** Recorded information **
════════════════════

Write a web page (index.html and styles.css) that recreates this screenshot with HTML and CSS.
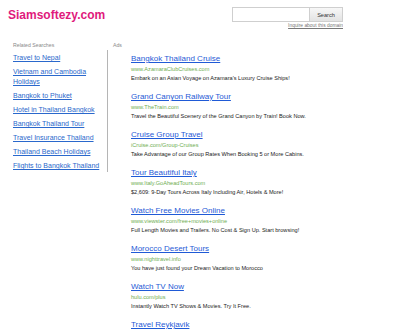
FILE: index.html
```html
<!DOCTYPE html>
<html>
<head>
<meta charset="utf-8">
<link rel="stylesheet" href="styles.css">
</head>
<body>
<div class="page">
  <header class="header">
    <div class="logo">Siamsoftezy.com</div>
    <div class="search">
      <div class="search-row">
        <input class="search-input" type="text">
        <button class="search-btn">Search</button>
      </div>
      <a class="inquire" href="#">Inquire about this domain</a>
    </div>
  </header>
  <main class="main">
    <section class="related">
      <div class="label">Related Searches</div>
      <ul class="rel-list">
        <li><a href="#">Travel to Nepal</a></li>
        <li><a href="#">Vietnam and Cambodia Holidays</a></li>
        <li><a href="#">Bangkok to Phuket</a></li>
        <li><a href="#">Hotel in Thailand Bangkok</a></li>
        <li><a href="#">Bangkok Thailand Tour</a></li>
        <li><a href="#">Travel Insurance Thailand</a></li>
        <li><a href="#">Thailand Beach Holidays</a></li>
        <li><a href="#">Flights to Bangkok Thailand</a></li>
      </ul>
    </section>
    <section class="ads">
      <div class="label">Ads</div>
      <div class="ad-list">
        <div class="ad">
          <a class="ad-title" href="#">Bangkok Thailand Cruise</a>
          <div class="ad-url">www.AzamaraClubCruises.com</div>
          <div class="ad-desc">Embark on an Asian Voyage on Azamara's Luxury Cruise Ships!</div>
        </div>
        <div class="ad">
          <a class="ad-title" href="#">Grand Canyon Railway Tour</a>
          <div class="ad-url">www.TheTrain.com</div>
          <div class="ad-desc">Travel the Beautiful Scenery of the Grand Canyon by Train! Book Now.</div>
        </div>
        <div class="ad">
          <a class="ad-title" href="#">Cruise Group Travel</a>
          <div class="ad-url">iCruise.com/Group-Cruises</div>
          <div class="ad-desc">Take Advantage of our Group Rates When Booking 5 or More Cabins.</div>
        </div>
        <div class="ad">
          <a class="ad-title" href="#">Tour Beautiful Italy</a>
          <div class="ad-url">www.Italy.GoAheadTours.com</div>
          <div class="ad-desc">$2,609: 9-Day Tours Across Italy Including Air, Hotels &amp; More!</div>
        </div>
        <div class="ad">
          <a class="ad-title" href="#">Watch Free Movies Online</a>
          <div class="ad-url">www.viewster.com/free+movies+online</div>
          <div class="ad-desc">Full Length Movies and Trailers. No Cost &amp; Sign Up. Start browsing!</div>
        </div>
        <div class="ad">
          <a class="ad-title" href="#">Morocco Desert Tours</a>
          <div class="ad-url">www.nighttravel.info</div>
          <div class="ad-desc">You have just found your Dream Vacation to Morocco</div>
        </div>
        <div class="ad">
          <a class="ad-title" href="#">Watch TV Now</a>
          <div class="ad-url">hulu.com/plus</div>
          <div class="ad-desc">Instantly Watch TV Shows &amp; Movies. Try It Free.</div>
        </div>
        <div class="ad">
          <a class="ad-title" href="#">Travel Reykjavik</a>
        </div>
      </div>
    </section>
  </main>
</div>
</body>
</html>
```
FILE: styles.css
```css
html, body {
  margin: 0;
  padding: 0;
  background: #ffffff;
  font-family: "Liberation Sans", Arial, sans-serif;
}

.page {
  width: 335px;
  padding-left: 8px;
  overflow: hidden;
  height: 335px;
}

.header {
  display: flex;
  justify-content: space-between;
  align-items: flex-start;
  padding-top: 7px;
}

.logo {
  font-size: 12px;
  font-weight: bold;
  line-height: 16px;
  color: #e01a7c;
}

.search {
  display: flex;
  flex-direction: column;
  align-items: flex-end;
}

.search-row {
  display: flex;
}

.search-input {
  box-sizing: border-box;
  width: 77px;
  height: 15px;
  margin: 0;
  padding: 0;
  border: 1px solid #cfcfcf;
  border-right: none;
  background: #fff;
}

.search-btn {
  box-sizing: border-box;
  width: 34px;
  height: 15px;
  margin: 0;
  padding: 0;
  border: 1px solid #cfcfcf;
  background: linear-gradient(#f7f7f7, #e3e3e3);
  font-family: "Liberation Sans", Arial, sans-serif;
  font-size: 5.6px;
  color: #333;
}

.inquire {
  font-size: 4.9px;
  line-height: 7px;
  color: #777;
  text-decoration: underline;
}

.main {
  display: flex;
  margin-top: 12px;
  padding-left: 5px;
}

.label {
  font-size: 5.2px;
  line-height: 8px;
  color: #8a8a8a;
}

.related {
  width: 95px;
  flex: none;
}

.rel-list {
  list-style: none;
  margin: 1px 0 0 0;
  padding: 3px 6px 1px 0;
  border-right: 1px solid #b5b5b5;
}

.rel-list li {
  font-size: 7px;
  line-height: 10px;
  margin-bottom: 4px;
}

.rel-list li:last-child {
  margin-bottom: 0;
}

.rel-list a {
  color: #2a68cc;
  text-decoration: underline;
}

.ads {
  margin-left: 5px;
  flex: 1;
}

.ad-list {
  padding: 4px 0 0 18px;
}

.ad {
  margin-bottom: 9px;
}

.ad-title {
  display: block;
  font-size: 8px;
  line-height: 11px;
  color: #1f5ad6;
  text-decoration: underline;
  white-space: nowrap;
}

.ad-url {
  font-size: 5.6px;
  line-height: 10px;
  color: #6fae52;
  white-space: nowrap;
}

.ad-desc {
  font-size: 5.6px;
  line-height: 8px;
  color: #222;
  white-space: nowrap;
}
```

════════════════════

** Directions **
Using the listing above, return all lines where the word "page" occurs.

** Response **
Write a web page (index.html and styles.css) that recreates this screenshot with HTML and CSS.
<div class="page">
.page {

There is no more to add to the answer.